No debate participou também o reitor da Universidade de Lisboa, Luís Ferreira, que disse que as primeiras residências de estudantes da instituição começaram a ser construídas com verbas próprias, mas “quando apareceu o PRR foi um impulso extraordinário, permitiu alavancar uma série de obras”, aumentando “de 1.300 camas para 2.7000 em 2026”.

“Dá-nos para construir a residência, mas se nós estivermos a construir num sítio onde nos é imposto que tenhamos um parque de estacionamento, que é o caso concreto daquilo que estou a falar, a parte de estacionamento não é de todo financiada pelo PRR”, referiu o reitor.

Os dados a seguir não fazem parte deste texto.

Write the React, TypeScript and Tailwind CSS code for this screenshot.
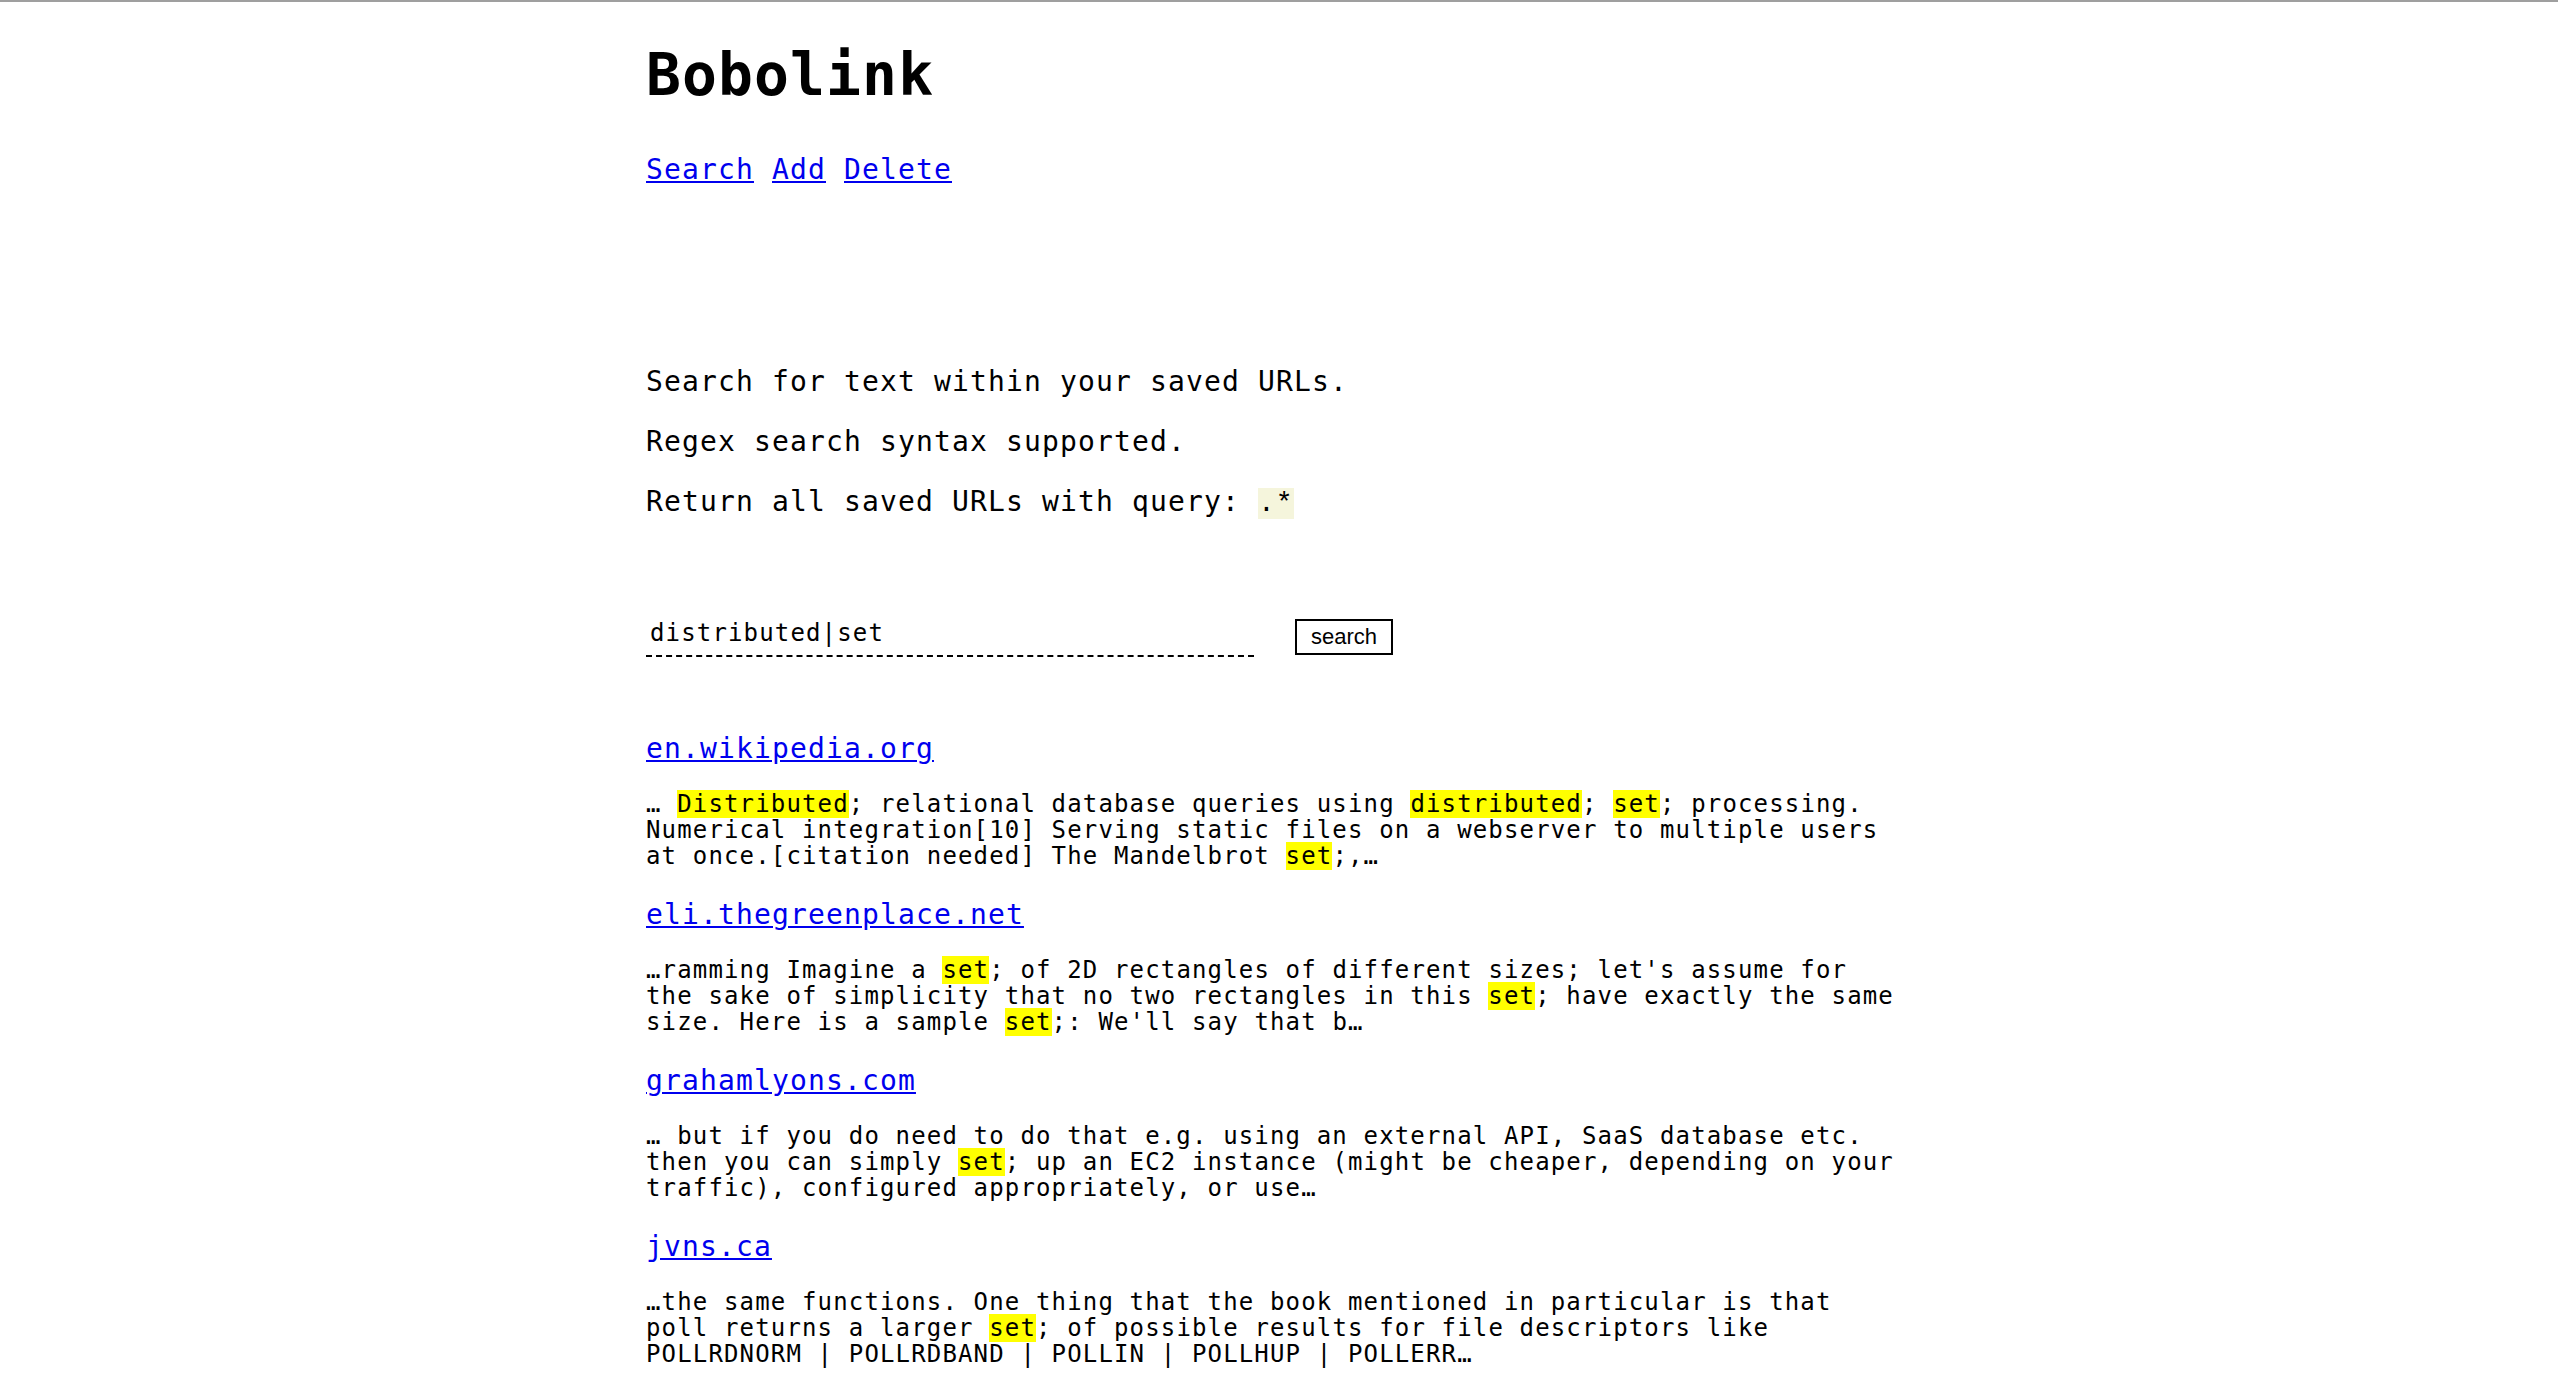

Luís Ferreira apelou também à desburocratização a nível local nos licenciamentos urbanísticos, indicando que teve de parar uma obra para 300 quartos, porque não tinha contemplado no projecto estacionamento para três bicicletas.

A AML é composta por 18 municípios das margens norte e sul do Rio Tejo, nomeadamente Alcochete, Almada, Amadora, Barreiro, Cascais, Lisboa, Loures, Mafra, Moita, Montijo, Odivelas, Oeiras, Palmela, Seixal, Sesimbra, Setúbal, Sintra e Vila Franca de Xira.